Émilie Dequenne dans « Le Pacte des loups » (2001) de Christophe Gans, l’un des plus grands succès du cinéma français dans le monde, malgré les nombreuses critiques à son égard

Allez, en chœur, je laisse le mot de la fin, en passant par sa consœur Leïla Bekhti qui, sur Instagram, pleure une « grande dame, grande âme, grande actrice, une reine »), aux frères Dardenne, frères d’armes d’un Mister Loach - sans oublier Mike Leigh, bientôt fêté à la Cinémathèque française, via une rétrospective du 26 mars au 7 avril 2025 - pour façonner un cinéma social pétri d’humanisme, à l'impact sociétal international fort : « C’est terrible, c’est dégueulasse la vie, parfois. Chienne de vie… C’est vraiment trop jeune. [Émilie Dequenne] avait encore tellement de choses à faire.

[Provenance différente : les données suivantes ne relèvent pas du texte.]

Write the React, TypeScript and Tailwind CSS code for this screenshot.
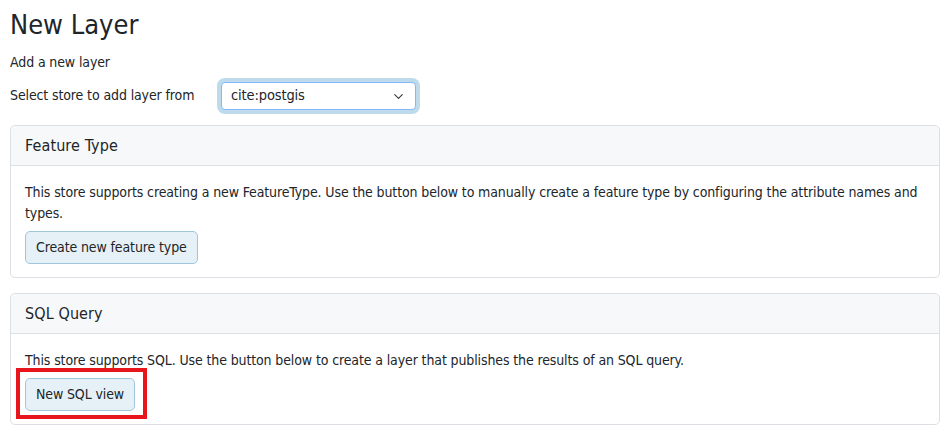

On doit accepter, c’est très, très, très triste  », a commenté tout récemment, en apprenant sa mort, Luc Dardenne sur France Info, la voyant tel un "archange foudroyé", « Je me souviens d'elle quand elle avait passé le premier casting [...]. Elle pensait qu’il fallait bien s’habiller. Tout ce qu’elle faisait, on sentait que la caméra l’aimait et que c’était elle qui allait devenir Rosetta », s’est-il encore rappelé à propos de l’actrice, toujours au sujet de son tout premier film Rosetta, il y a 26 ans. « Émilie, c’était la joie de vivre, l’enthousiasme, a de son côté réagi, très ému, son frère aîné Jean-Pierre Dardenne sur RTL. L'enthousiasme permanent pour aller jouer ce premier rôle qu’elle a si magnifiquement interprété. C’était une femme généreuse, gentille, rayonnante. Oui, évidemment, quand on est mort, on ne vous trouve jamais que des qualités.  » Encore Luc Dardenne mais, cette fois-ci, à la radiotélévision publique RTBF : « On a travaillé 20 minutes et déjà on a été très impressionnés par sa force, c’était vraiment quelqu’un qui avait la rage au ventre. » Oui, la rage de la tigresse façon Rocky Balboa (la parole à un p'tit gars du peuple), à l’instar d’une certaine Rosetta, filmée frontalement à 100 à l'heure, en longs plans-séquences marqués par une absence radicale de plage musicale (le style immersif et percutant des Dardenne), on ne l’oubliera pas. Le 21 mars prochain, France 5 mettra à l'honneur Rosetta à 21 heures.